We redraw the reflectance against chemical potential shown in Fig. 2c, and reflectance versus gate voltage depicted in Fig. 2d, respectively. The curves from left to right represent the reflectance of various refractive indices of analyte ranging from 1.33 to 1.34 with a step of \(\Delta n_{A}=0.001\). As shown in Fig. 2c,d, the shift in SPR curve is clear enough to observe the change in RI. In Fig. 2d, the relationship between \(\Delta V_{dc}\) and \(\Delta n_{A}\) is approximately linear; the average voltage difference is \(\langle \Delta V_{dc}\rangle =43.7187\) mv, which can be provided by a commercial available DAC.

Figure 3
figure 3

(a) Absorption against the incident wavelength for the periodic ribbons array (blue color) and graphene sheet (red color).

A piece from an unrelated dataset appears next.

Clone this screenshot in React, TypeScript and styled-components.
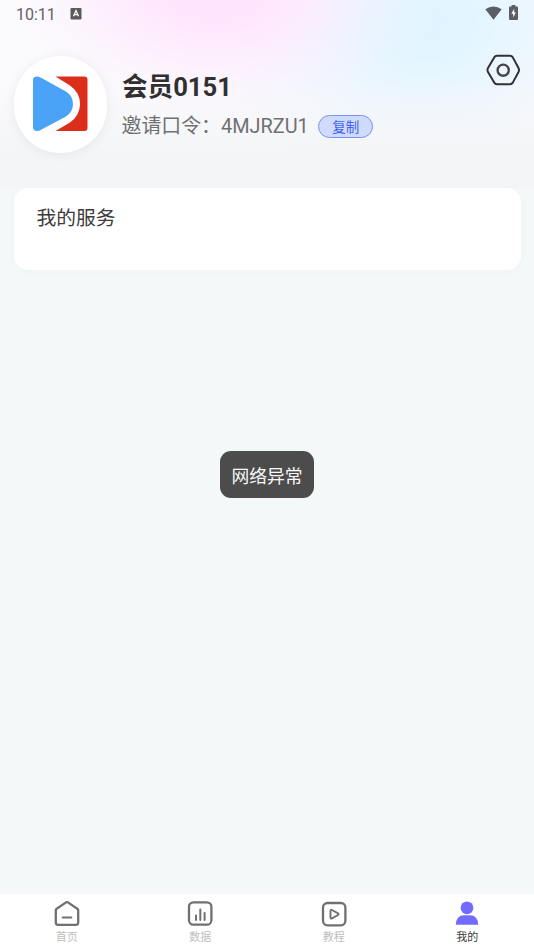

The curve in orange color is that of the reference structure described in the main text. Real part of electric field component \(E_x (x,z)\) over the unit cell for the three resonant modes at (b) wavelength equal to \(4 \,\upmu\)m, (c) wavelength equal to \(2.6086 \,\upmu\)m, and (d) wavelength equal to \(2.1842 \,\upmu\)m.

To understand the physical insight of wave process involved in the structure, the absorption against wavelength for the same biosensor employed in the previous example is calculated subject to an arbitrary analyte RI such as \(n_{A}=1.34\). In Fig. 3a, the curve in blue color shows the absorption spectra of the periodic graphene ribbons array, while the red one depicts that on the graphene sheet served as an electrode. The curve in orange color is the absorptance of a reference structure consisting of a single graphene sheet sandwiched by the Si-substrate and silica (two semi-infinite mediums) without considering the graphene ribbons array but having the same evanescent-wave excitation. Obviously to see that the two curves with red and orange ones are close to each other; it indicates that the absorptance except for SPR regions, in general, can be predicted by that simple model. From the transmission-line network representation shown in Fig. S1 (Supplementary Information), the graphene sheet is modeled as a shunt admittance having \(Y_g=\sigma _g\). The power absorption on the graphene sheet can be calculated by \(P_{abs}=0.5 Re[VI^{\dagger }]=0.5|V|^2 Re[\sigma _g^{\dagger }]=0.5\sigma _{g,r}|V|^2\), where \(\sigma _{g,r}\) is the real part of graphene optical conductivity (\(\sigma _g=\sigma _{g,r}+i\sigma _{g,i}\)) and V is the voltage induced on the graphene sheet.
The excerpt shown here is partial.